The problem lies in the society itself. Advertisements are everywhere to lure people into buying things which they can’t really afford. You look at the pretty adverts for a new car on TV and they say that you really need to own this car. To make things worse, you get credit like crazy even if you’ve got a bad financial history.
Hopefully, a lot of that craziness has subsided. I’ve seen statistics that about 1/3 of recent mortgage applicants were being denied through the initial process. About 40% are actually closing. Most of those who know they can’t afford it don’t even bother applying… Those are all good signs that a little sense (even if it’s a bit too conservative for now) is returning to bankers. We are hurting because of it (lack of credit for individuals and businesses), but I honestly believe it’s part of the rebuilding process.
On the ads issue – marketing gurus are paid a whole lot of money to figure out how to push our buttons. It’s not going to get any easier as we’re hit with more information on a daily basis. While we can do our best to avoid advertising messages, the decision and processing power has to ultimately lay with the consumer. We need to be able to maintain self-control over our money and make the decisions that are best for us.

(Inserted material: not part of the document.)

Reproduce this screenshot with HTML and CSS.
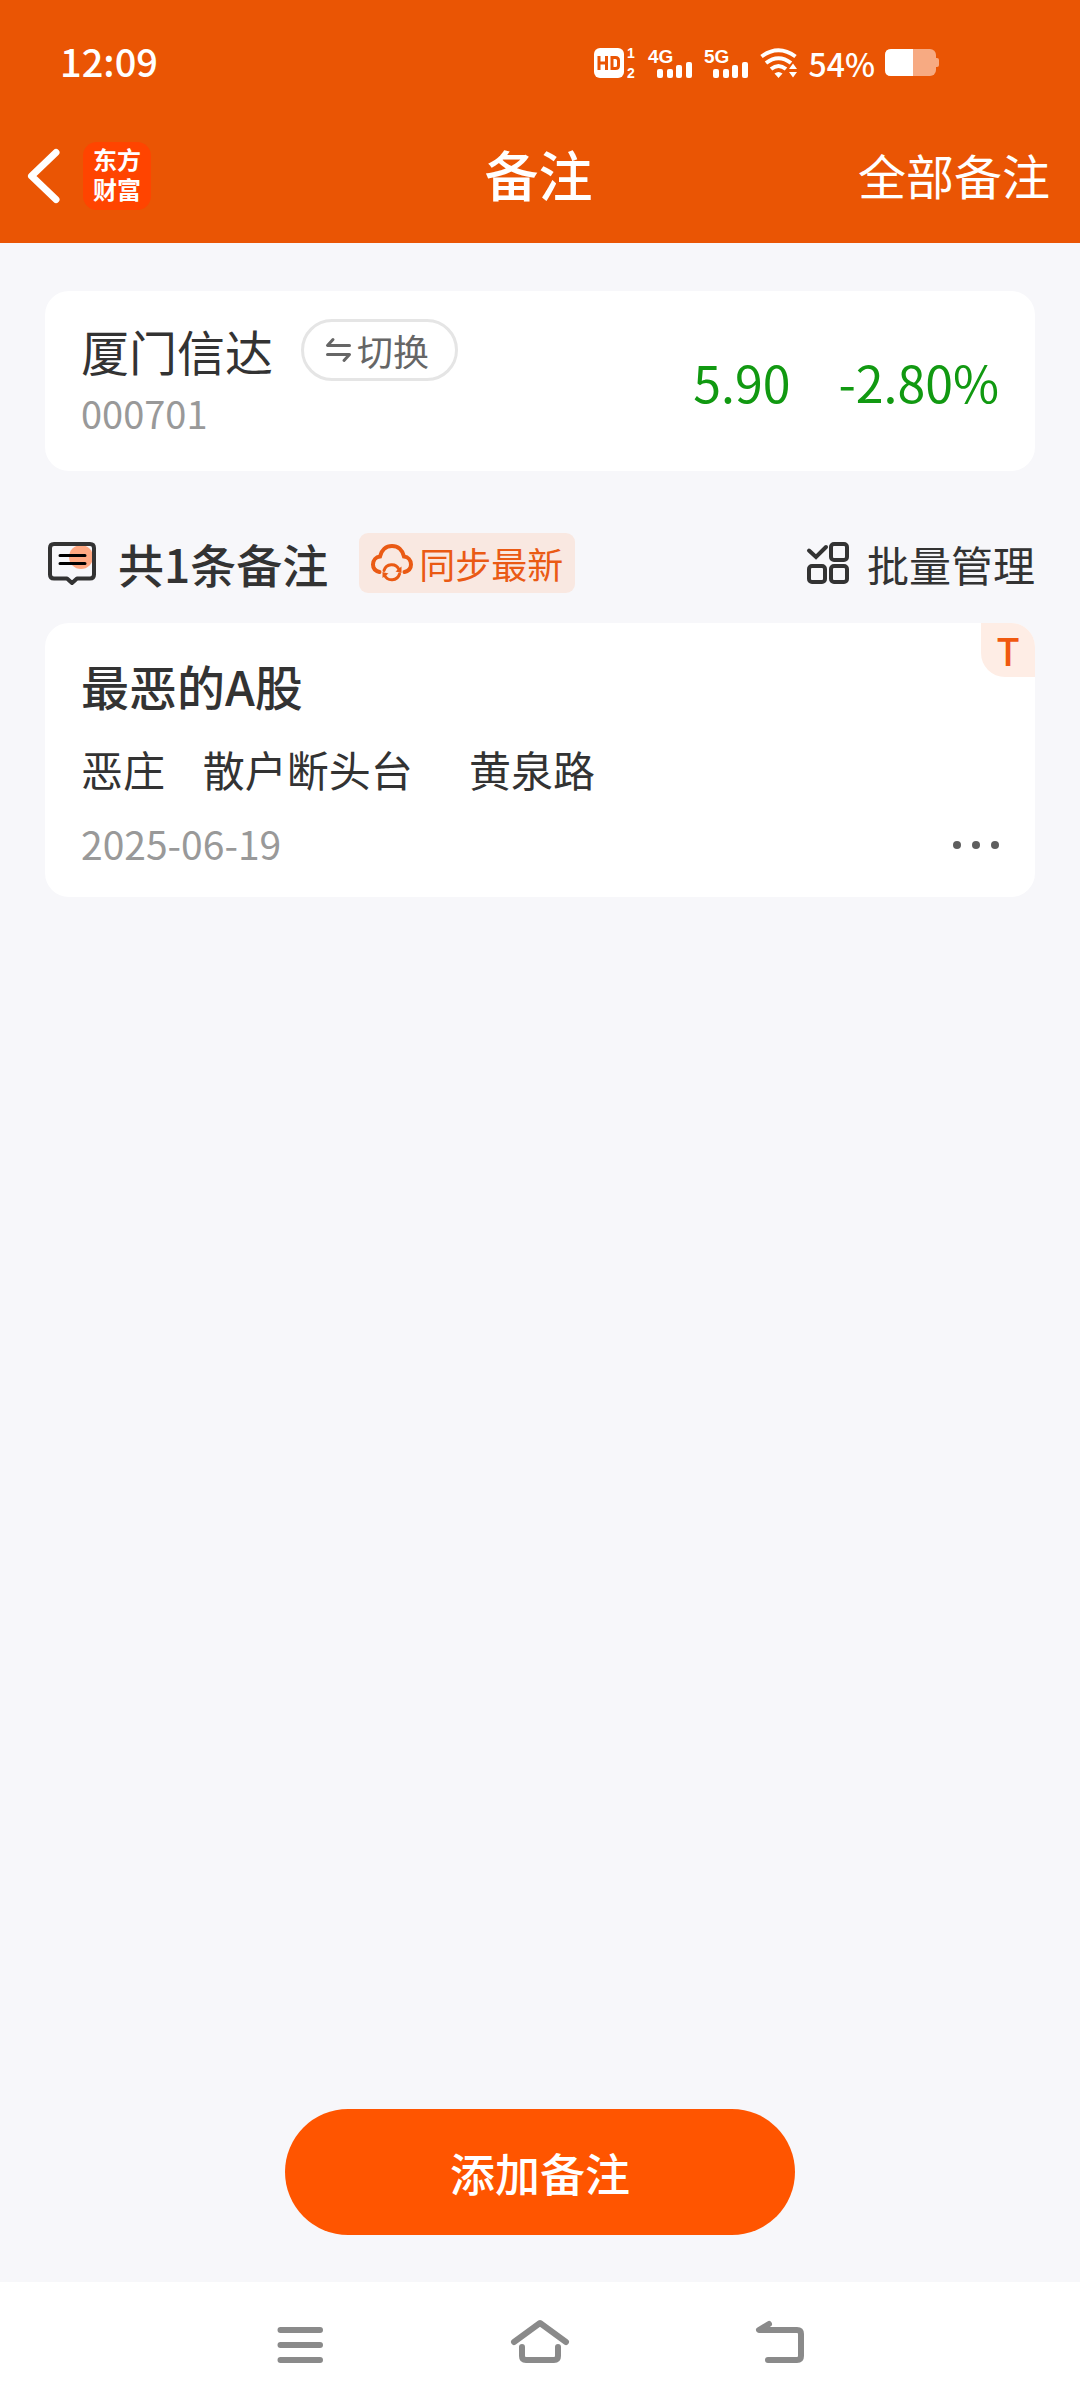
FILE: index.html
```html
<!DOCTYPE html>
<html lang="zh-CN">
<head>
<meta charset="utf-8">
<meta name="viewport" content="width=device-width, initial-scale=1">
<title>备注</title>
<link rel="stylesheet" href="styles.css">
</head>
<body>
<header class="top">
  <div class="status">
    <span class="clock">12:09</span>
    <div class="status-icons">
      <svg width="44" height="32" viewBox="0 0 44 32" aria-hidden="true">
        <rect x="0" y="1" width="30" height="30" rx="6" fill="#fff"/>
        <path d="M5 9V23M12.500 9V23M5 16H12.500M18 10.500H21.500Q24.500 10.500 24.500 13.500V18.500Q24.500 21.500 21.500 21.500H18Z" fill="none" stroke="#ea5504" stroke-width="3"/>
        <text x="33" y="11" class="tiny">1</text>
        <text x="33" y="31" class="tiny">2</text>
      </svg>
      <svg width="46" height="32" viewBox="0 0 46 32" aria-hidden="true">
        <text x="0" y="16" class="net">4G</text>
        <g fill="#fff"><rect x="9" y="22" width="6" height="9" rx="2"/><rect x="19" y="22" width="6" height="9" rx="2"/><rect x="28" y="18" width="6" height="13" rx="2"/><rect x="38" y="15" width="6" height="16" rx="2"/></g>
      </svg>
      <svg width="46" height="32" viewBox="0 0 46 32" aria-hidden="true">
        <text x="0" y="16" class="net">5G</text>
        <g fill="#fff"><rect x="9" y="22" width="6" height="9" rx="2"/><rect x="19" y="22" width="6" height="9" rx="2"/><rect x="28" y="18" width="6" height="13" rx="2"/><rect x="38" y="15" width="6" height="16" rx="2"/></g>
      </svg>
      <svg width="38" height="32" viewBox="0 0 38 32" aria-hidden="true">
        <g fill="none" stroke="#fff" stroke-width="4">
          <path d="M1.500 9.500Q18.500 -3 35.500 9.500"/>
          <path d="M6 16Q18.500 6.500 31 16"/>
          <path d="M11 22Q18.500 16 26 22"/>
        </g>
        <path d="M14.500 26.500Q18.500 23.500 22.500 26.500L18.500 31Z" fill="#fff"/>
        <path d="M29 22L33 16.500L37 22ZM29 25L33 30.500L37 25Z" fill="#fff"/>
      </svg>
      <span class="percent">54%</span>
      <svg width="54" height="28" viewBox="0 0 54 28" aria-hidden="true">
        <rect x="0" y="0" width="51" height="27" rx="6" fill="#f7aa82"/>
        <path d="M51 9H52Q54 9 54 11V16Q54 18 52 18H51Z" fill="#f7aa82"/>
        <path d="M28 0H6Q0 0 0 6V21Q0 27 6 27H28Z" fill="#fff"/>
      </svg>
    </div>
  </div>
  <nav class="title-bar">
    <div class="title-left">
      <button class="plain" type="button" aria-label="返回">
        <svg width="34" height="56" viewBox="0 0 34 56"><path d="M29 4.500L4.500 28L29 51.500" fill="none" stroke="#fff" stroke-width="7" stroke-linecap="round" stroke-linejoin="round"/></svg>
      </button>
      <span class="logo">东方<br>财富</span>
    </div>
    <h1 class="title">备注</h1>
    <a class="all-notes" href="#">全部备注</a>
  </nav>
</header>

<main class="content">
  <section class="card stock">
    <div class="stock-info">
      <div class="stock-name-row">
        <span class="stock-name">厦门信达</span>
        <button class="switch" type="button">
          <svg width="25" height="24" viewBox="0 0 25 24" aria-hidden="true"><path d="M7 1.500L1.500 7.500H23.500M1.500 16.500H23.500L18 22.500" fill="none" stroke="#666" stroke-width="3" stroke-linecap="round" stroke-linejoin="round"/></svg>切换
        </button>
      </div>
      <span class="stock-code">000701</span>
    </div>
    <div class="quote"><span>5.90</span><span>-2.80%</span></div>
  </section>

  <div class="list-head">
    <svg width="48" height="44" viewBox="0 0 48 44" aria-hidden="true">
      <circle cx="33" cy="16" r="12" fill="#ffa882"/>
      <path d="M6 3H42Q46 3 46 7V33.500Q46 37.500 42 37.500H29L24 42L19 37.500H6Q2 37.500 2 33.500V7Q2 3 6 3Z" fill="none" stroke="#333" stroke-width="4" stroke-linejoin="round"/>
      <path d="M12 14.500H37M12 22.500H37" stroke="#000" stroke-width="3" stroke-linecap="round"/>
    </svg>
    <h2 class="count">共1条备注</h2>
    <button class="sync" type="button">
      <svg width="42" height="38" viewBox="0 0 42 38" aria-hidden="true">
        <g fill="none" stroke="#ea5a14" stroke-linecap="round">
          <path d="M8.500 28C4.500 27 2 24 2 20.500C2 16 5 13 9 12.500C10.500 6 15 2 21 2C27 2 31.500 6 33 12.500C37 13 40 16 40 20.500C40 24 37.500 27 33.500 28" stroke-width="4"/>
          <path d="M13 26.500A8 8 0 0 1 28 25.500M28.500 30A8 8 0 0 1 13.500 31" stroke-width="3"/>
        </g>
        <path d="M30.500 22.500V29L24.500 27.500ZM11.500 34V28L17.500 29.500Z" fill="#ea5a14"/>
      </svg>同步最新
    </button>
    <button class="batch" type="button">
      <svg width="42" height="42" viewBox="0 0 42 42" aria-hidden="true">
        <g fill="none" stroke="#333" stroke-width="4">
          <path d="M2 8.500L9 15L19 5" stroke-linecap="round"/>
          <rect x="24" y="2" width="16" height="16" rx="3"/>
          <rect x="2" y="24" width="16" height="16" rx="3"/>
          <rect x="24" y="24" width="16" height="16" rx="3"/>
        </g>
      </svg>批量管理
    </button>
  </div>

  <article class="card note">
    <span class="badge">T</span>
    <h3 class="note-title">最恶的A股</h3>
    <p class="note-body">恶庄    散户断头台      黄泉路</p>
    <div class="note-foot">
      <time datetime="2025-06-19">2025-06-19</time>
      <button class="plain" type="button" aria-label="更多">
        <svg width="46" height="44" viewBox="0 0 46 44"><g fill="#5e5e5e"><circle cx="4" cy="24" r="4"/><circle cx="23" cy="24" r="4"/><circle cx="42" cy="24" r="4"/></g></svg>
      </button>
    </div>
  </article>
</main>

<footer class="action"><button class="add" type="button">添加备注</button></footer>

<nav class="system">
  <button class="plain" type="button" aria-label="菜单">
    <svg width="60" height="60" viewBox="0 0 60 60"><path d="M10.500 15H50M10.500 30H50M10.500 45H50"/></svg>
  </button>
  <button class="plain" type="button" aria-label="主屏幕">
    <svg width="60" height="60" viewBox="0 0 60 60"><path d="M4 27L30 8L56 27M12 32V41Q12 45 16 45H44Q48 45 48 41V32"/></svg>
  </button>
  <button class="plain" type="button" aria-label="后退">
    <svg width="60" height="60" viewBox="0 0 60 60"><path d="M19 9L9 15H47Q51 15 51 19V41Q51 45 47 45H18"/></svg>
  </button>
</nav>
</body>
</html>
```
FILE: styles.css
```css
* { box-sizing: border-box; }

body {
  margin: 0;
  min-height: 100vh;
  display: flex;
  flex-direction: column;
  background: #f7f7fa;
  color: #333;
  font-family: "Noto Sans CJK SC", sans-serif;
}

h1, h2, h3, p { margin: 0; font-weight: 500; }

svg { display: block; flex: none; overflow: visible; }

button {
  font: inherit;
  color: inherit;
  border: 0;
  padding: 0;
  background: none;
  display: flex;
  align-items: center;
  justify-content: center;
  white-space: nowrap;
}

/* Header */
.top { background: #ea5504; color: #fff; }

.status {
  height: 108px;
  padding: 18px 141px 0 60px;
  display: flex;
  align-items: center;
  justify-content: space-between;
}

.clock { padding-bottom: 4px; font-size: 38px; line-height: 44px; font-weight: 500; }

.status-icons { display: flex; align-items: center; gap: 10px; }

.tiny {
  font-family: "Liberation Sans", sans-serif;
  font-size: 14px;
  font-weight: 700;
  fill: #fff;
}

.net {
  font-family: "Liberation Sans", sans-serif;
  font-size: 19px;
  font-weight: 700;
  fill: #fff;
}

.percent { font-size: 32px; line-height: 44px; font-weight: 500; }

.title-bar {
  height: 135px;
  padding: 0 30px 0 27px;
  display: grid;
  grid-template-columns: 1fr auto 1fr;
  align-items: center;
}

.title-left { display: flex; align-items: center; gap: 22px; }

.logo {
  width: 68px;
  height: 68px;
  padding-top: 4px;
  border-radius: 14px;
  background: #ff4400;
  font-family: "Liberation Sans", "Noto Sans CJK SC", sans-serif;
  font-size: 24px;
  line-height: 30px;
  font-weight: 700;
  text-align: center;
}

.title { padding-bottom: 4px; font-size: 54px; line-height: 60px; }

.all-notes {
  justify-self: end;
  padding-bottom: 4px;
  color: inherit;
  text-decoration: none;
  font-size: 48px;
  line-height: 60px;
}

/* Content */
.content { flex: 1; padding: 48px 45px; }

.card { background: #fff; border-radius: 24px; }

.stock {
  padding: 28px 36px 36px;
  display: flex;
  align-items: center;
  justify-content: space-between;
}

.stock-info { display: flex; flex-direction: column; gap: 10px; }

.stock-name-row { display: flex; align-items: center; gap: 28px; }

.stock-name { font-size: 48px; line-height: 62px; }

.switch {
  height: 62px;
  padding: 0 26px 0 22px;
  gap: 6px;
  border: 3px solid #e5e5e5;
  border-radius: 31px;
  color: #666;
  font-size: 36px;
}

.stock-code { color: #999; font-size: 38px; line-height: 44px; }

.quote {
  display: flex;
  gap: 48px;
  padding-top: 8px;
  color: #119911;
  font-size: 50px;
  line-height: 60px;
}

.list-head {
  margin: 62px 0 30px;
  padding-left: 3px;
  height: 60px;
  display: flex;
  align-items: center;
}

.count { margin: 0 31px 0 22px; font-size: 46px; line-height: 60px; }

.sync {
  height: 60px;
  padding: 0 12px;
  gap: 6px;
  border-radius: 9px;
  background: #f9e8e1;
  color: #ea5a14;
  font-size: 36px;
}

.batch { margin-left: auto; gap: 18px; font-size: 42px; }

.note { position: relative; padding: 32px 36px; }

.badge {
  position: absolute;
  top: 0;
  right: 0;
  width: 54px;
  height: 54px;
  border-radius: 0 24px 0 24px;
  background: #feede5;
  color: #f0590f;
  font-size: 38px;
  line-height: 54px;
  font-weight: 500;
  text-align: center;
}

.note-title { font-size: 48px; line-height: 60px; }

.note-body {
  margin: 24px 0 22px;
  font-size: 42px;
  line-height: 60px;
  font-weight: 400;
  white-space: pre-wrap;
}

.note-foot {
  display: flex;
  align-items: center;
  justify-content: space-between;
  color: #999;
  font-size: 39px;
  line-height: 44px;
}

/* Bottom */
.action { padding: 0 45px 47px; display: flex; justify-content: center; }

.add {
  width: 510px;
  height: 126px;
  border-radius: 63px;
  background: #ff5500;
  color: #fff;
  font-size: 45px;
  font-weight: 500;
}

.system {
  height: 126px;
  display: flex;
  align-items: center;
  justify-content: center;
  gap: 180px;
  background: #fff;
}

.system path {
  fill: none;
  stroke: #8a8a8a;
  stroke-width: 6;
  stroke-linecap: round;
  stroke-linejoin: round;
}
```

There are times when taking a loan makes sense in purchasing a new car…the 0% financing. We bought a new car once…1995 at the end of the model year when they were getting rid of them and giving 0% interest for a 2 year payoff (and you had to have good credit for that arrangement). We took that deal, and 14 years later, we still have the car and it runs well. It will be with us until it has no life left in it.
Since then we have purchased only used, from dealers, which come with a warranty. We paid cash for those and they’ve each have made it longer than we expected – one which we still have.
We’ve learned that it really does not make sense to buy new. Not with the glut of good cars available. People buying the new cars and then selling only a few years later are fabulous, stupid, but fabulous. They are eating the price depreciation of those first few years and giving us the bargains.
For most people, a car just needs to provide a reliable/safe means to get from one place to another. Do you get more value out of it because it’s new? Most likely not.
Anyhow, I could go on and on with this topic, but suffice it to say, that there is very little justification from a financial planning perspective to buy new cars.
One piece of advice I’ve often heard is that cars coming off leases are usually well-taken care of and almost like-new. But everyone I’ve known that’s leased a car usually skimped out on good maintenance and taking care of their car. (“Oh, it’s just a lease…”)
Can anyone speak to this and their experience with buying a previously-leased vehicle?